Yet so often we think about sleep as something that will happen after we reach a certain point. What if it’s the reverse? What if enough sleep will lead to better breakthroughs?

(For more on this, read this extensive and useful article by Scientific American on why our brains need downtime.)

Active rest

In sports, there’s a concept called “active rest” and it’s the space between pushing on a repetition and completely collapsing on the couch underneath a pile of nachos. This is: Stepping away from your computer for a brain break during the day. Listening to music or closing your eyes for a 5-minute rest to recharge. Saying no and carving out space for recovery and rest. Taking a walking meeting.

(Hint: catching up on all the blogs and news or reading email might not be active rest.)

Active recovery

Recovery isn’t something that happens by chance. We are always preparing ourselves and our bodies for the next round of work, and recovering from the past round of work. How we sleep, how we eat, how we hydrate, how we limber up, and how we pay attention all matters for our next round of work. This means: choosing activities that refresh and refuel us. Noticing what drains us or what activities are correlated with “off” days.

Preparing ourselves and our bodies

We are constantly preparing and readying ourselves for the next moment. Elite athletes and star performers have strategies and plans that work for them, for a reason. This means: How much time do you spend linking what you do in your down time to how you perform during your on time?

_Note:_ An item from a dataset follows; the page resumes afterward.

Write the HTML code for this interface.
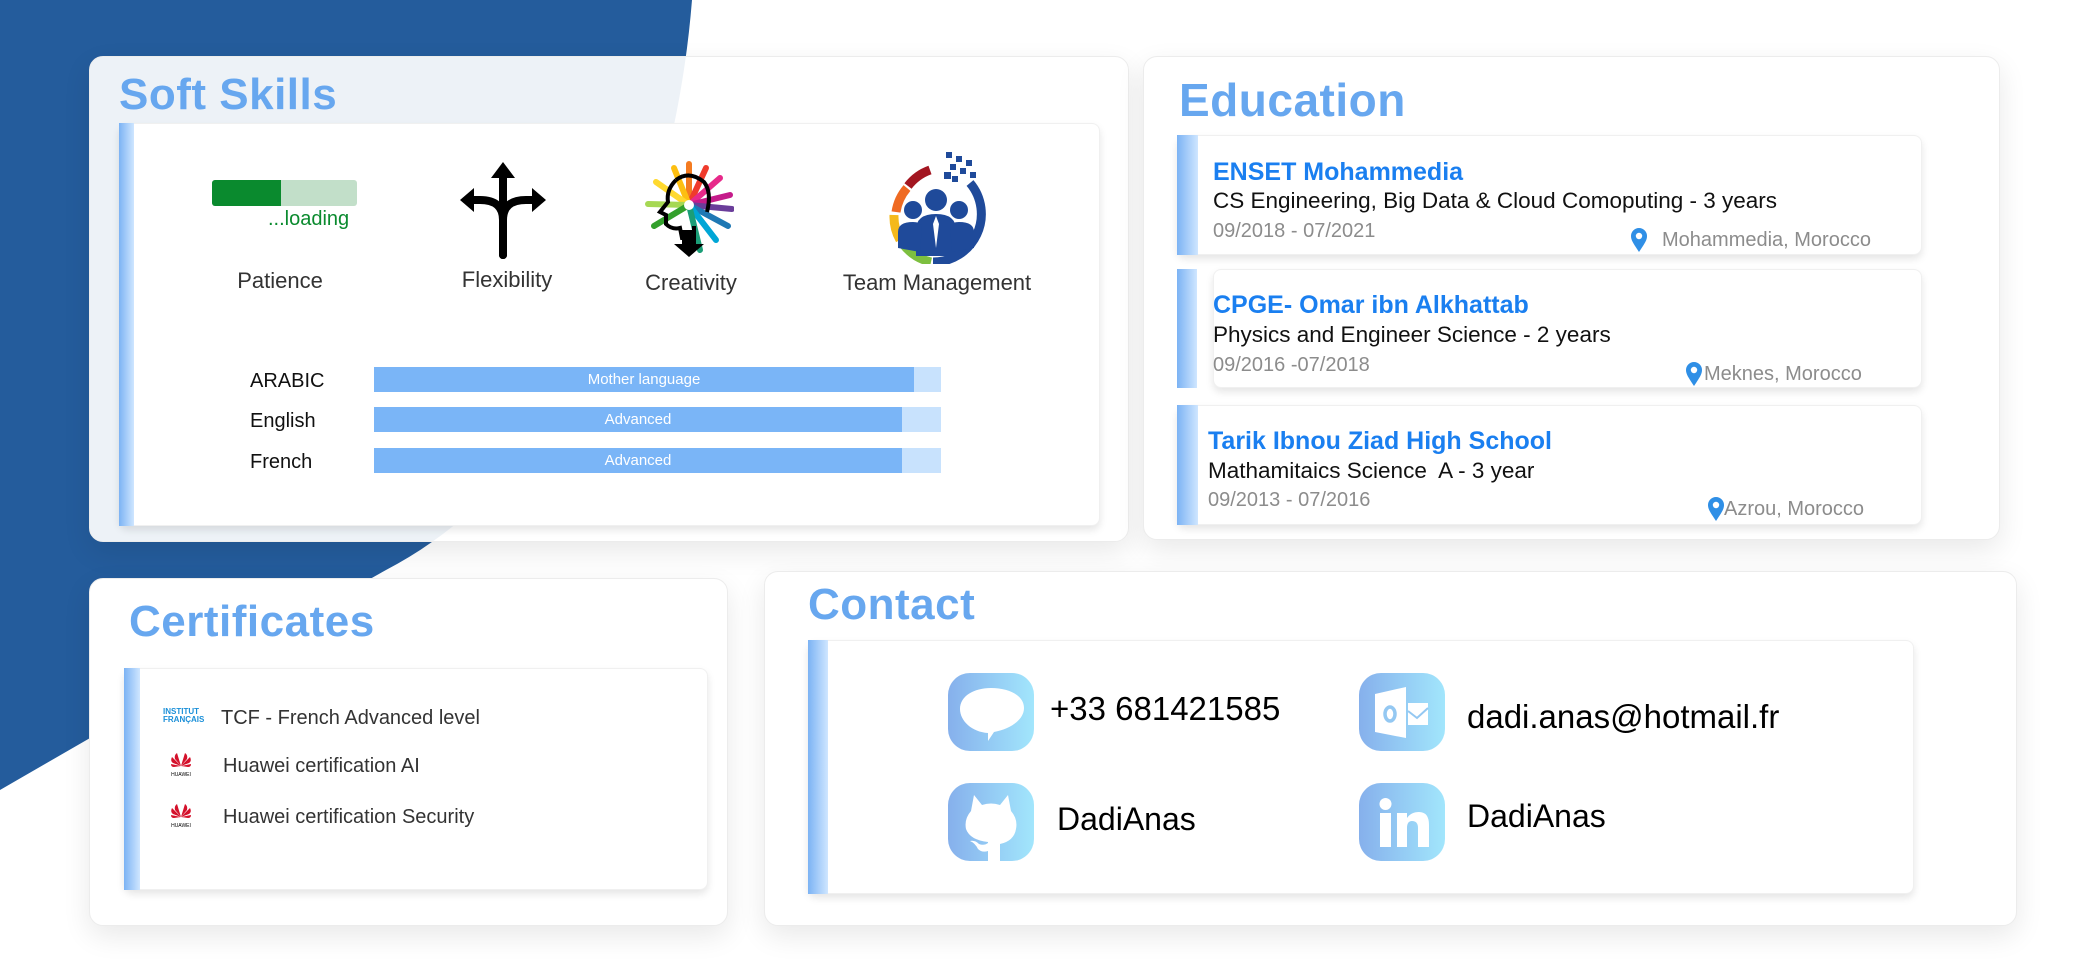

Should you keep going? How to decide your next actions:

So what about today, right now? How do you know what to do next? How can you discern if you’ve put in your 20 miles, and you need to rest, or if you really need to put in more effort?

Let’s first assume that you’re not burned out, but you need a plan of action. Then, what you’ll do is take the next 20 Miles and break them into pieces.

1. Ask yourself: what’s the next step?

How can you build in a small amount of forward momentum without going too big?

On the days when you’re feeling foggy or slow, when you’re wondering if you should be pushing harder, or you’re not sure what to do—this is the time to steady the pace. Find a rhythm and a march that works. Plot out a course that is even. Line up activities that are small wins that don’t take a pile of energy.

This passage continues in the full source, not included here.